Data provided:
=======

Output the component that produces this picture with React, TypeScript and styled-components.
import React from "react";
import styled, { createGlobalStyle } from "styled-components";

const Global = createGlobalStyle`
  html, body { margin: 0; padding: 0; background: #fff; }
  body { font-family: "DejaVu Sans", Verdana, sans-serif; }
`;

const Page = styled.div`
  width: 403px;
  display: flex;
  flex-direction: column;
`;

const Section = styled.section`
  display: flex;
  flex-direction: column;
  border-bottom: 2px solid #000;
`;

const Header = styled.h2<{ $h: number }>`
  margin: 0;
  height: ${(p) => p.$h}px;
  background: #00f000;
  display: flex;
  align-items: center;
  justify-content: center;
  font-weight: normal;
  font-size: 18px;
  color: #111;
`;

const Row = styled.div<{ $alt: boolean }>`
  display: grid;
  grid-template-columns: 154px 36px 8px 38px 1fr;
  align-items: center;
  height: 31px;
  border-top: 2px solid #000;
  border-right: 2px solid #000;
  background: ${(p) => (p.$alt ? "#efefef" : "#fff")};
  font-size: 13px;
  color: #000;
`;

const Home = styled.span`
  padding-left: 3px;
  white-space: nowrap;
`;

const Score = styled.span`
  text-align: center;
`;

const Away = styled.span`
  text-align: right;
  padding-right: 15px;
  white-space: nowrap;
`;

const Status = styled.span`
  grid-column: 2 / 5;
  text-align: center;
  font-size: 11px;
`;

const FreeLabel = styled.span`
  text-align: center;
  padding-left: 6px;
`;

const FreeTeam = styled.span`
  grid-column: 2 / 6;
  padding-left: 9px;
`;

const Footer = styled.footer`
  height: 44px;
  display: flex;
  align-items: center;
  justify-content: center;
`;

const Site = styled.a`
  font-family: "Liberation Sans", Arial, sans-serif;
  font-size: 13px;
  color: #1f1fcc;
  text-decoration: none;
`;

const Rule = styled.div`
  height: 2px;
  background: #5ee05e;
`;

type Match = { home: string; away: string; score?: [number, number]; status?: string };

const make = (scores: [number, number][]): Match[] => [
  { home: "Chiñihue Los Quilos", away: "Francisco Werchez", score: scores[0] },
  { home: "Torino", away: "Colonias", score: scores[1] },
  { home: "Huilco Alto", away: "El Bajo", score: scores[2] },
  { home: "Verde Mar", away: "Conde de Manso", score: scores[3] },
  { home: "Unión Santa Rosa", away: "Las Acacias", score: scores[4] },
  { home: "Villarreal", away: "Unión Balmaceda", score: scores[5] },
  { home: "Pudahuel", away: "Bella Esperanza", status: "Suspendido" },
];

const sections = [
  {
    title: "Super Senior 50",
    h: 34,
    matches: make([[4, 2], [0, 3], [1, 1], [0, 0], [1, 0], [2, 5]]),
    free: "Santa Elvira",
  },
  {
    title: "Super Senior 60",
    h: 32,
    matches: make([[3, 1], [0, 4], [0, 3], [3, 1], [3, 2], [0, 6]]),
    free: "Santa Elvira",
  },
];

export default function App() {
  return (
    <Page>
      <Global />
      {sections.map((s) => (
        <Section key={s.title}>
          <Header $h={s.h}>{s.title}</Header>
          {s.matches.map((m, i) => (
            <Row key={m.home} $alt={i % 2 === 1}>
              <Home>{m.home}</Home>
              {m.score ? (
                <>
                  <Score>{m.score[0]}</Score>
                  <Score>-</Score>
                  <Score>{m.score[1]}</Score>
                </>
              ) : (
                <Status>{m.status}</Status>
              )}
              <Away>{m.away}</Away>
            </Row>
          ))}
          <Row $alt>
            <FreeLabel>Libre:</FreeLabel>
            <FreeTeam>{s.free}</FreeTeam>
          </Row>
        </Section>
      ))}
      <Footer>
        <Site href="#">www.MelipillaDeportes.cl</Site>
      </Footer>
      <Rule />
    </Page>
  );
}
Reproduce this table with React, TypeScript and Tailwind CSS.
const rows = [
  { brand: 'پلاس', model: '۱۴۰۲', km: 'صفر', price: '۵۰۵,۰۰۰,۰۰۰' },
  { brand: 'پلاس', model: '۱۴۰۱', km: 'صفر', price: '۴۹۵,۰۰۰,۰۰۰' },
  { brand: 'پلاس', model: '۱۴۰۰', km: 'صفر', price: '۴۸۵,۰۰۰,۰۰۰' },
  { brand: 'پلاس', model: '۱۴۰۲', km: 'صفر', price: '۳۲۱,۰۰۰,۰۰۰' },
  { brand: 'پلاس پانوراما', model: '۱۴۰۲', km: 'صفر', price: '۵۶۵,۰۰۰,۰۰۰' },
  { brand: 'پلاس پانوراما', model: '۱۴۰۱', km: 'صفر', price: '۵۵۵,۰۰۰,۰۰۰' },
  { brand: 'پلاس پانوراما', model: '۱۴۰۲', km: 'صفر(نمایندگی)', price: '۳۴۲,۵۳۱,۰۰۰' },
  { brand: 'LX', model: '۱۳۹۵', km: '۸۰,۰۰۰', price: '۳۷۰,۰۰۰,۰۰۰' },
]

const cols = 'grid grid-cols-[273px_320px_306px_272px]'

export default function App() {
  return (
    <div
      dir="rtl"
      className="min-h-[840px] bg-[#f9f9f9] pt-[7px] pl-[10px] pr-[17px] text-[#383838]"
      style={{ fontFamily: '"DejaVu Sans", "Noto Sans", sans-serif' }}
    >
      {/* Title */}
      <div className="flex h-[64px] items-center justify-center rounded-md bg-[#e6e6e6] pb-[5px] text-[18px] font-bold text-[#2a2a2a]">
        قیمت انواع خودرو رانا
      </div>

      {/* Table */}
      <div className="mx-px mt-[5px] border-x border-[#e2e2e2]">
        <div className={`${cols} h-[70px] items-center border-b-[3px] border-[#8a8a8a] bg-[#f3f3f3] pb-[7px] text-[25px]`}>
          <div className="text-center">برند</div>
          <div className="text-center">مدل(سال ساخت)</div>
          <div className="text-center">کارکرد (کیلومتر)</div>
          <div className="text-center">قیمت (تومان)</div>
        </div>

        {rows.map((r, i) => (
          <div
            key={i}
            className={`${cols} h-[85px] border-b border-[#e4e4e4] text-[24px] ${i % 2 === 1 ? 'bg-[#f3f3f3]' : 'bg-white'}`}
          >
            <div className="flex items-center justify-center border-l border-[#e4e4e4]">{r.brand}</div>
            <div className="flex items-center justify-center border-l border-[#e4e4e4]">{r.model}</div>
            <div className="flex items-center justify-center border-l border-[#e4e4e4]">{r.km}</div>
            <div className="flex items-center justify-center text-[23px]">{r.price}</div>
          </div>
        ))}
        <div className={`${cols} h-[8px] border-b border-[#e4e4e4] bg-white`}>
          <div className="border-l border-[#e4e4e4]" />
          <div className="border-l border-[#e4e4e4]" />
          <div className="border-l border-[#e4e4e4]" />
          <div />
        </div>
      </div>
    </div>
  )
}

=======

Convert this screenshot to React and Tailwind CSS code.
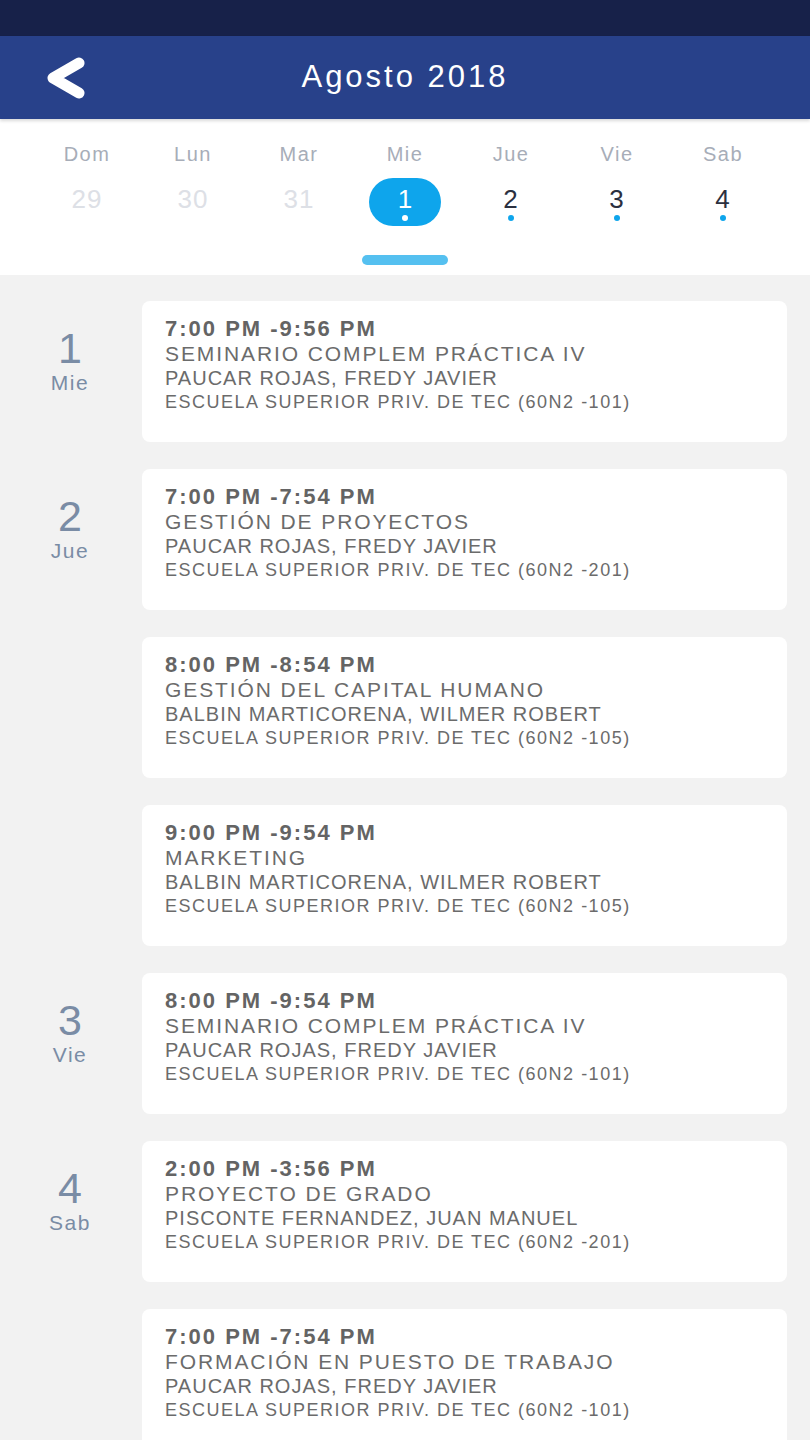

=======

Brief: Report how many lines of the records above contain the word "React", and give only that number.

Solution below: 4